Jolted – at least on paper – by the indictment of a U.S. Senator, the State of New Jersey nevertheless plods along almost without acknowledgement of the event. Senator smenator seems to be the collective yawn from those masses of working stiffs convinced after years of observation that New Jersey politics synonymously connotes corruption.
Given the power of the office and in particular the power of this U.S. Senator, one might anticipate a great public debate by elected officials on the subject at hand. But instead, That’s news, an exasperated soap opera viewer tweeted in response to the interruption of her show by ABC to report on the indictment on 14 counts of corruption of U.S. Senator Bob Menendez (D-NJ).
Most elected officials stayed away from the fray.
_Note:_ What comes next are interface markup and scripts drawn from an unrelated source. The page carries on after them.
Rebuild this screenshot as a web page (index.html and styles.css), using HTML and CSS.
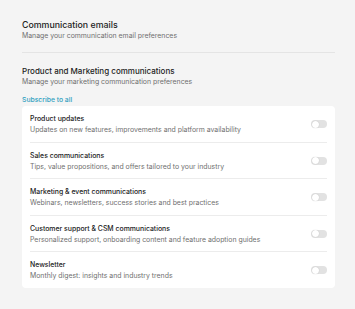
FILE: index.html
```html
<!DOCTYPE html>
<html lang="en">
<head>
    <meta charset="UTF-8">
    <meta name="viewport" content="width=device-width, initial-scale=1.0">
    <title>Communication emails</title>
    <link rel="stylesheet" href="styles.css">
</head>
<body>
    <div class="page">
        <div class="header">
            <h1>Communication emails</h1>
            <p class="sub">Manage your communication email preferences</p>
        </div>

        <div class="section">
            <h2>Product and Marketing communications</h2>
            <p class="sub">Manage your marketing communication preferences</p>
            <a class="subscribe" href="#">Subscribe to all</a>

            <div class="card">
                <div class="row">
                    <div class="text">
                        <div class="name">Product updates</div>
                        <div class="desc">Updates on new features, improvements and platform availability</div>
                    </div>
                    <span class="toggle"></span>
                </div>
                <div class="row">
                    <div class="text">
                        <div class="name">Sales communications</div>
                        <div class="desc">Tips, value propositions, and offers tailored to your industry</div>
                    </div>
                    <span class="toggle"></span>
                </div>
                <div class="row">
                    <div class="text">
                        <div class="name">Marketing &amp; event communications</div>
                        <div class="desc">Webinars, newsletters, success stories and best practices</div>
                    </div>
                    <span class="toggle"></span>
                </div>
                <div class="row">
                    <div class="text">
                        <div class="name">Customer support &amp; CSM communications</div>
                        <div class="desc">Personalized support, onboarding content and feature adoption guides</div>
                    </div>
                    <span class="toggle"></span>
                </div>
                <div class="row">
                    <div class="text">
                        <div class="name">Newsletter</div>
                        <div class="desc">Monthly digest: insights and industry trends</div>
                    </div>
                    <span class="toggle"></span>
                </div>
            </div>
        </div>
    </div>
</body>
</html>
```

FILE: styles.css
```css
body {
    margin: 0;
    background-color: #f4f4f4;
    font-family: Inter, "Noto Sans", sans-serif;
    color: #222;
}
.page {
    padding: 19px 20px 0 22px;
}
h1, h2 {
    margin: 0;
    font-weight: 500;
}
h1 {
    font-size: 8.8px;
    line-height: 12px;
}
h2 {
    font-size: 8px;
    line-height: 12px;
}
.sub {
    margin: 0;
    font-size: 6.9px;
    line-height: 10px;
    color: #6f6f6f;
}
.header {
    padding-bottom: 11px;
    border-bottom: 1px solid #e4e4e4;
}
.section {
    padding-top: 12px;
}
.subscribe {
    display: block;
    margin-top: 7.5px;
    font-size: 6.8px;
    line-height: 10px;
    color: #2e9fc0;
    text-decoration: none;
    font-weight: 500;
}
.card {
    margin-top: 1.5px;
    background-color: #fff;
    border-radius: 4px;
    padding: 0 8px;
}
.row {
    display: flex;
    align-items: center;
    justify-content: space-between;
    padding: 7px 0 6.5px;
    border-bottom: 1px solid #ececec;
}
.row:last-child {
    border-bottom: none;
}
.name {
    font-size: 6.9px;
    line-height: 11px;
    font-weight: 500;
}
.desc {
    font-size: 6.9px;
    line-height: 11px;
    color: #6f6f6f;
}
.toggle {
    position: relative;
    width: 16px;
    height: 8px;
    border-radius: 4px;
    background-color: #e2e2e2;
    flex-shrink: 0;
}
.toggle::after {
    content: "";
    position: absolute;
    left: 0.5px;
    top: 0.5px;
    width: 7px;
    height: 7px;
    border-radius: 50%;
    background-color: #fff;
    box-shadow: 0 0 1px rgba(0, 0, 0, 0.25);
}
```
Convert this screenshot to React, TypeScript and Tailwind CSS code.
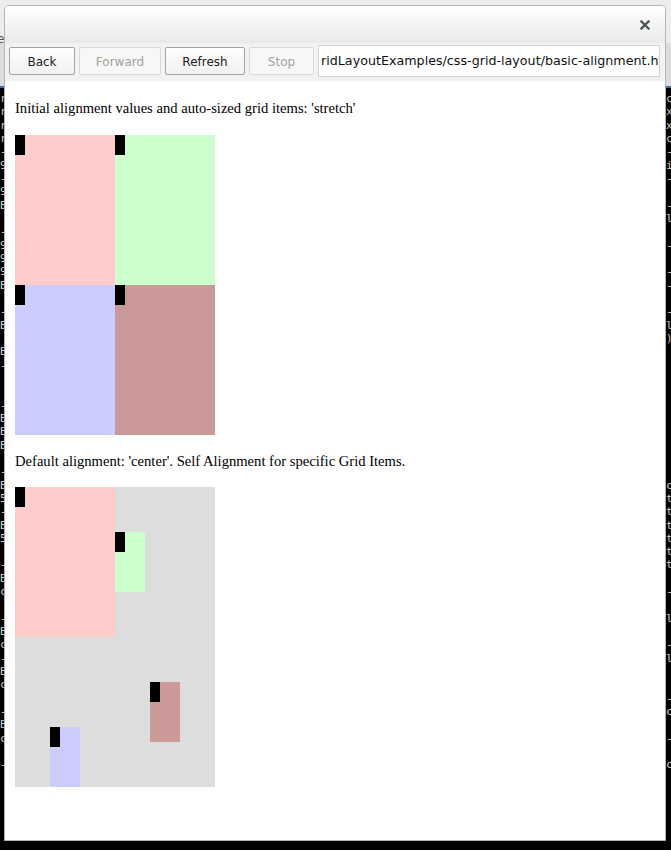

That is, regrettably, unsurprising. Public debates are scare in New Jersey, the stuff of folklore in the annals of statehouse politics, more likely now to surface in a Seton Hall Law School symposium run by former Assemblyman Fred Caraballo than on the floor of the state capitol.
By the end of the week, Menendez’s allies burnished a large list of fellow Democrats proclaiming solidarity with the embattled senator. Yet a close examination of those statements reveals no deep or especially thoughtful summoning of allegiance or Mark Antony-like rampart rhetoric. Most simply echo the common refrain that Menendez is innocent until proved guilty.
So were a lot of people.
But this is a U.S. Senator we’re talking about here, and one whose record vaults him well above the ordinary somnolence of too many federal officeholders. Like their cross-the-aisle counterparts, Republicans stayed mostly silent, refusing to go out of their way to entertain the topic of Menendez under indictment.
Through much paralysis of public elocution, two entities did, however, emerge with strong partisan statements on the subject.
Predictably, given the trajectory of post Citizens United politics, those statements came from independent expenditure PACs (political action committees) in no surrender email blasts. A group calling itself the Empowerment PAC headed by one Brian Goldberg (a U.S. Senate candidate unceremoniously gonged last year by Jeff Bell), called for Menendez to give up his seat. Descrying an “entitlement mentality” evident in the indictment, Goldberg said in a statement, “By stepping down from his position as ranking member of the Senate Foreign Relations Committee, Senator Menendez has himself acknowledged the negative impact these charges have on his ability to represent the citizens of New Jersey. In order to avoid further and prolonged distraction, the Senator needs to immediately resign and allow the people of New Jersey to elect a new, unimpaired Senator to provide the strong, effective representation we require in Washington.”
There’s no gray area or room for nuance in the statement. Goldberg has a simple demand: resign.
Then there’s LUPE-PAC, an entity that raises money for Hispanic candidates running for elected office. The head of the PAC is a woman named Noemi Velazquez, who didn’t say anything innocent until proved guilty. Menendez is innocent, she said.
“The members of LUPE PAC stand with Senator Menendez and believe in his innocence,” Velazquez said.
When PolitickerNJ pointed out to an insider that only the two PACs on opposite sides of the issue had made bold declarative statements about the case, the source shrugged and said the reason for that is because “people in glass houses shouldn’t throw rocks.”
But we see something more insidious at work.
Pay attention to this moment, New Jersey.
By expanding corporate power over the outcome of politics, Citizens United simultaneously diminished the expectation of individual voices within the public process. In conjunction with a depleted news media and fewer reporters around to ask hard questions, what that means, or where that leads is to a terrifying brave new world wherein PACs do the talking and issue the heavy-handed partisan statements, leaving elected officials to keep their hands down – lest they get them blown off – and conduct their own transactions in unfettered peace.
This is a dangerous trend.
We understand the key role the fourth estate plays in this vacuum. But the fact that there is a vacuum goes to the overall lack of outrage, a condition never far from Pink Floyd’s worst nightmares. It’s the very condition that Pericles warned about in Thucydides’ treatment of The Peloponnesiasn War: “We do not say that a man who takes no interest in politics is a man who minds his own business; we say that he has no business here at all.”
It’s a variation on the idea that those disengaged from politics help facilitate an atmosphere where politics turns on them.
Here we stand, New Jersey, in between the federal indictment of a U.S. Senator and the prospective federal indictment of allies close to the governor of this state. We need more than the clashing of PACs blurting pro and con statements. We need elected officials, human beings, speaking to that terrible disconnect between the lives of real people and their government, and to that gulf between the savage burdens of most people and the perceived amenities of those they choose in apparent populist good faith to represent them.